X-Men, A Bad Analogue

marvel logo The X-Men are, without doubt, one of the most popular properties that Marvel Comics ever created. They’re also the most problematic, on several levels, and for several reasons. It’s something that’s been bothering me for a while, so it’s time to lay it out. The X-Men, and the core of their overarching story, don’t make any sense in the universe created by Marvel Comics. At all.

Whether they intended to or not (and there is some debate about it), the X-Men have been used to, in the crudest, least sensical way, to explore the ideas of intolerance, racism, and has used obvious parallels to the American Civil Rights struggle and modern efforts for equality and justice. [1][2][3] And they’ve done a really terrible job of it over all. Where it falls apart is in what is the functional difference between a “regular” superhero and “mutant” superhero, how it tries to address “racism” within the Marvel Comics Universe, explicitly racist “solutions” to minority populations, and the disconnect from the rest of the Marvel Universe.

Superheroes are literally everywhere in the Marvel Comics Universe. People with superpowers are literally everywhere. But for some reason, people born with super powers are the only ones who are actively discriminated against. Dosed with radiation, cosmic rays, or “super-soldier” serum? No problem. Build a suit of power armour? Again, no issues. There aren’t any protestors outside the Avengers Mansion, or the Fantastic Four’s Skyscraper, with signs saying the equivalent of “Mutants Get Out” as seen in X-Men comics. Why doesn’t this make sense? Where’s the difference between the guy flying and shooting energy bolts who was dipped in chemicals when the stars were right, and the one born with that power set? The alien with wings is cool, the human born with them is a monster? What?

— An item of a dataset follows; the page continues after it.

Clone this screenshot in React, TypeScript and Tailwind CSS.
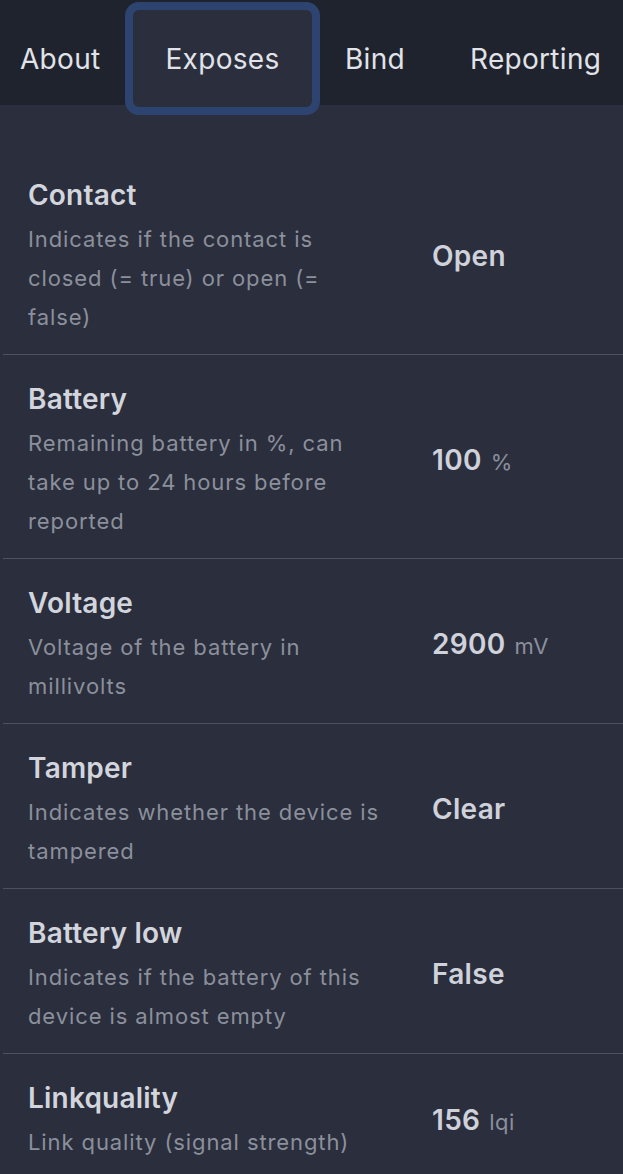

Building from that, the prejudice shown by normal humans makes no sense. Racism wasn’t a switch that got flipped, it was created in a long process designed to keep one group in power over others. In the X-Men comics, humans went from zero to KKK terrorism in no time, at all, but only against “mutants”. Other superheroes are fine, but mutants are somehow an affront to everything humanity and history has ever stood for. So, to reiterate, if you get your superpowers from exposure to radiation, chemicals, mystic energies, alien technology, or your own technological invention, you’re cool. Be born with it? Monster. The best example of this comes from that utter shit-show that was “X-Men: First Class”, where FBI agents, having literally only just discovered that mutants with superpowers existed, are already treating them like second class citizens and non-people, making “racist” jokes and so on.

Next is the issue that the X-Men are explicitly segregationist. They claim that they just want to “live like normal people”, but in reality practice serious segregation and “separate but equal” politics. They segregate themselves in a mansion and sprawling estate, away from “real world” and the people they claim to want to live with “equally”. The idea of establishing a separate “homeland” for mutants only has been a reoccurring theme through the comics, first espoused by Magneto, and later by Cyclops and other X-Men. If this sounds familiar, it’s because these are and were the common “solutions” to the POC “problem” in the USA. To set them up in “separate but equal” communities away from the “normal” (read: White) population, or to ship them all away to a new “homeland” far away. There’s also very little in the way of attempts to actually “live” around normal humans. the X-Men sally out of their mansion, blast stuff, and then retreat again. There’s no community integration, nothing, and when they do show mutants living outside of the mansion and grounds, its always in poverty or in ghetto situations, which implies that they’d be better off to live separately from normal humans.

Then there’s the serious issues around the lack of logical integration into the rest of the Marvel Universe. For some reason, people are allowed to protest their very existence, blow up busloads of children (shortly after M Day, a bus full of de-powered children was blown up as it left the mansion grounds), and attack their property constantly without police or federal intervention. The X-Men are a bizarre anomaly in the Marvel Universe. S.H.I.E.L.D. and the Avengers, despite being practically next door, never see them, except for the odd time Wolverine in moonlighting with them. Somehow it’s legal for the government to send giant robots to attack peoples houses and kidnap their mutant children, but no superheroes see these robots as an issue. Seriously, Sentinels have rampaged through NewYork on several occasions, but it doesn’t seem to be an issue. Which brings us to the politics of the whole thing. How does it make any sense to pass legislation against mutants, but not every other super human? It’s asinine. It’s crude, ham-handed, and makes no sense with even the most cursory thinking.

So, in summation, the X-men are the worst analogue for “examining” the issues of prejudice or the Civil Rights era, or the continuing struggle for equality and social justice in the modern world that’s out there in the SFF world. The “solutions” proposed in the comics only reinforce older, explicitly racist ideology. The anti-mutant “racism” in the comics makes no sense in the context of a world literally dripping with superheroes and super technology. So, ignoring the continuous lack of diversity within the X-Men or its other othering (that’ll be a separate post), the X-Men come up short as an analogue.